Pivoting is also useful on the offence. After launching a combination, make sure to step off at an angle to avoid standard counter shots down the front. Slip your head to the outside, and then pivot off the center line to that same side, and then retreat at an angle. It will not only make you hard to hit, but also can be used to avoid the ropes and move into space.
Drill 4 – L-steps
For moving out to the rear foot side, we need a different movement. Here we’re breaking the rule about narrowing your stance, but in order to avoid the advancing opponent, we need to bring the front foot in first. After we’ve stepped back to our feet being close together, take another step out with the rear foot – in this way we have formed the long side of the L, then the short. This allows you to pivot quickly, to give up ground to an advancing opponent, but also to come offline and avoid the ropes or a corner. To follow up, the rear straight is once again an effective counter shot.

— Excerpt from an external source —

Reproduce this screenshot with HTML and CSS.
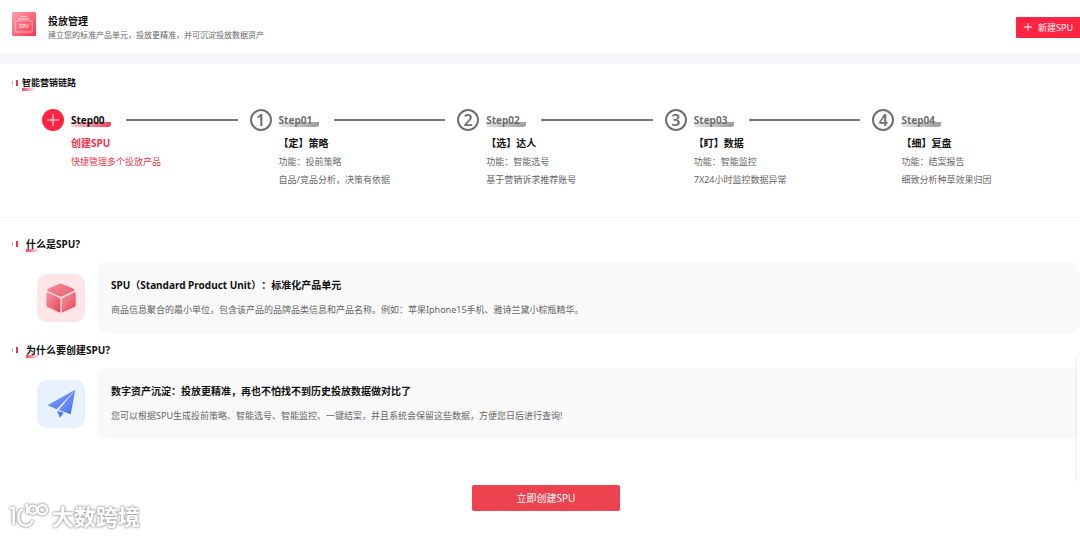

The previous few movements should be more than enough to get you started. For some more complex, aggressive patterns, have a look at the below.
Drill 5 – The Jose ‘Mantequilla’ Napoles Galloping Jab
This one is a development from the stepping jab, and a technique used beautifully by the Cuban great, Jose Napoles.
While in a stepping jab, the first step is with the front foot, the galloping jab is thrown while stepping up with the rear foot, narrowing your stance, before advancing with the left. You will likely want to be more front-foot heavy to execute this, but the result will be that you come much closer to your opponent and are able to chase down anyone on the retreat. It puts you in a more vulnerable position during the technique, so take care, but puts you in a much more aggressive stance after, allowing you to throw damaging shots.
Drill 6 – The Cus D’Amato Shift
This is a well known classic. Made famous by Cus D’Amato’s student, Mike Tyson, and used in K1 by Badr Hari, this is a devastating short-range movement.
You’ll need to be in the pocket to make this useful. From orthodox, slip your head to the outside. As you bring your head back to the center, take a slight hop to your left and pivot as you do so. This should turn you perpendicular to your opponent, off their firing line, and put you in a short southpaw stance. It will also present you with the opportunity to rattle off power hooks before they’re back in position. Some of the most advanced practitioners are able to fire this off multiple times and swap to both sides. Remember to step away at an angle after, and keep yourself safe during the movement.
Footwork is designed to provide a base for and to support your offensive and defensive techniques. Always make sure to bring in your punches, your head movement, and your strategies into your drilling, and incorporate them into your footwork practice.